As childhood obesity continues to be a growing concern, public health campaigns seem to point the fingers at parents who aren’t providing their children with healthy nutrition options and bad examples of healthy eating. New research shows that the problem may be bigger than what parents feed their children. According to the study, fast food logos are branded in our children’s brains from an early age.
The center for disease control estimates that childhood obesity has tripled over the past 30 years, with the percentage of obese children between the ages of 6 and 11 having increase from 7% in 1980 to 20 % in 2008. Over the same period the percentage of obese adolescents between the ages of 12 to 19 years increased from 5% to 18%.

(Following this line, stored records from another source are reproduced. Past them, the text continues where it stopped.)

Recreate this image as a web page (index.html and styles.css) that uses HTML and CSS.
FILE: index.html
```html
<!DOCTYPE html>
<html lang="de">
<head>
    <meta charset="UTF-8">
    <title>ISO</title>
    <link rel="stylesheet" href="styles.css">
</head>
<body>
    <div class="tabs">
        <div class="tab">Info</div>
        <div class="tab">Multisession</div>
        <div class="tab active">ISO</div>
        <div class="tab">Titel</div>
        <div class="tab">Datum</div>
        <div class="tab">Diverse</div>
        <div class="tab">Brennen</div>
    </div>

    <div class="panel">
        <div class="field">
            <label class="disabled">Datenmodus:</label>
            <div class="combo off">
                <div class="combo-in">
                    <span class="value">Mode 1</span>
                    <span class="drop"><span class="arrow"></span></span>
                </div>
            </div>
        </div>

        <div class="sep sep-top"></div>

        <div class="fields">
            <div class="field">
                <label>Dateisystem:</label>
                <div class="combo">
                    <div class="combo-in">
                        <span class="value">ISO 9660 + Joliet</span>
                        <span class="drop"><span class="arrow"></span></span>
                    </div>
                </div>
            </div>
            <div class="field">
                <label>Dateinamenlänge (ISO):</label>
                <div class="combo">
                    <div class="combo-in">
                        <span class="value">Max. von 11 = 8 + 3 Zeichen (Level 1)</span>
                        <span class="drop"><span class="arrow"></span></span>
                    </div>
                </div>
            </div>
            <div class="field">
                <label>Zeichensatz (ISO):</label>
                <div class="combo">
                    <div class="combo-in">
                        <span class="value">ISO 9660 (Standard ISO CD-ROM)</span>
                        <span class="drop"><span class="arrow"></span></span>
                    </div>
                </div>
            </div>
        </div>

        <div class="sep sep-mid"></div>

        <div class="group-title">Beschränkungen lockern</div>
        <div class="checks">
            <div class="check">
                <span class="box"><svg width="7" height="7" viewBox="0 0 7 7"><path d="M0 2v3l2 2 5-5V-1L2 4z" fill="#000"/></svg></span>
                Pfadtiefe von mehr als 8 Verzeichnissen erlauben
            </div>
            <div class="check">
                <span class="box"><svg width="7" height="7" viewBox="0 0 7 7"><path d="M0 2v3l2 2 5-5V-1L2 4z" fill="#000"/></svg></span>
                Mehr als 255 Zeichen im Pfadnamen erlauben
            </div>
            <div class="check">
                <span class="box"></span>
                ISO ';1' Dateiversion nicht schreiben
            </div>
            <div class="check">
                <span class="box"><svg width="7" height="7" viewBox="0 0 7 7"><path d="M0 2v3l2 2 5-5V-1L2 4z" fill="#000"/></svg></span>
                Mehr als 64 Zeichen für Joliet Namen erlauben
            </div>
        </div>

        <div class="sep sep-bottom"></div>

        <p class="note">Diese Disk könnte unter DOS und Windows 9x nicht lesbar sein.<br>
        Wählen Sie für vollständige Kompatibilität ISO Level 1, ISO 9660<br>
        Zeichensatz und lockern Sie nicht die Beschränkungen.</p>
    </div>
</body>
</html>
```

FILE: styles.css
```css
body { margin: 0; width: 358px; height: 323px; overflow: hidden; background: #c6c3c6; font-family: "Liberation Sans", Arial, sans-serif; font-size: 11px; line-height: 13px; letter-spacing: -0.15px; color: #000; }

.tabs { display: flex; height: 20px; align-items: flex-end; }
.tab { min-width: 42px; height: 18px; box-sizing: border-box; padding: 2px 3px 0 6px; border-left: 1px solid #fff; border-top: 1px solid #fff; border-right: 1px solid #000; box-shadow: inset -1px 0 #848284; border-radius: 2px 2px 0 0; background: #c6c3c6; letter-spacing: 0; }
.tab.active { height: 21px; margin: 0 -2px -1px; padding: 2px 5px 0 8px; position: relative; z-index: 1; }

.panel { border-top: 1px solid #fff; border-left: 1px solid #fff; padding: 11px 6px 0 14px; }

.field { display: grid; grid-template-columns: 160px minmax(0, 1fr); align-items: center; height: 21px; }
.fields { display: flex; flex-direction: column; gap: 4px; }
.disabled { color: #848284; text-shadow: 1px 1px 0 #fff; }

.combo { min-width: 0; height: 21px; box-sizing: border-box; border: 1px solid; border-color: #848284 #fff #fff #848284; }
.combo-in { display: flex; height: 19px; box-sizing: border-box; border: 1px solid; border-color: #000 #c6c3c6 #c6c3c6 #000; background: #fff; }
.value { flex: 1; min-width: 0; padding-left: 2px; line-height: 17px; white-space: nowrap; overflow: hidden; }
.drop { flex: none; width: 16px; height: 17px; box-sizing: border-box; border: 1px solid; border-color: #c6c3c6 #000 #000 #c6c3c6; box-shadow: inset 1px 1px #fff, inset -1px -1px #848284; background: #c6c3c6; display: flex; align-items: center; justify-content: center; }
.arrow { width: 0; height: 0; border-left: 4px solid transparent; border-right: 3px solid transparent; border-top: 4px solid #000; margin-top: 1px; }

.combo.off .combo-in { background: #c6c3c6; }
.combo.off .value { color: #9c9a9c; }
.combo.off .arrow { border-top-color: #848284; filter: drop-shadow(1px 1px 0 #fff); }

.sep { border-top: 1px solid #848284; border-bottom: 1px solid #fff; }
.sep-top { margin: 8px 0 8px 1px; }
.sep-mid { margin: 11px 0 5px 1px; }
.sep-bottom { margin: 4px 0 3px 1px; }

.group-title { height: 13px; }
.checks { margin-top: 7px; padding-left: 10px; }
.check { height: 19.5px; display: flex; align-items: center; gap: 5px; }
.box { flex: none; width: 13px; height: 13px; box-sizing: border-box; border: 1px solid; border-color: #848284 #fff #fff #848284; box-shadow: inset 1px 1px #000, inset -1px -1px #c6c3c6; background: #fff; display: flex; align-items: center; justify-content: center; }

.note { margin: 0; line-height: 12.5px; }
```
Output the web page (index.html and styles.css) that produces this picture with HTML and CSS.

The study was conducted by the University of Kansas Medical center and the University of Missouri Kansas city. 60 children aged between 10 and 14 were shown 60 logos from popular brands such as BMW and Fedex and 60 more logos from popular food brands like KFC, Mc Donalds and Rice crispies.
Under MRI scanners, the children’s pleasure and appetite centers in their brains lit up when shown logos of fast food companies. This may not seem like such a big deal as it is a bodily response to feel hungry when talking about food, but scientists found that children were more inclined to pick a branded food rather than one with no logo.
When given a choice between a burger labeled with the McDonalds logo and one with no label, the children preferred the taste of the McDonald branded burger, regardless of the fact that the unbranded burger was from the same fast food company.
It is believed that the marketing tactics of fast food outlets tap into the children’s reward portion of the brain before they are able to develop self control. Food marketed for children is usually higher in sugar and caloric content.
Considering the children have not developed the necessary inhibitory processes to help in decision making, youth are susceptible to making bad choices when it comes to food.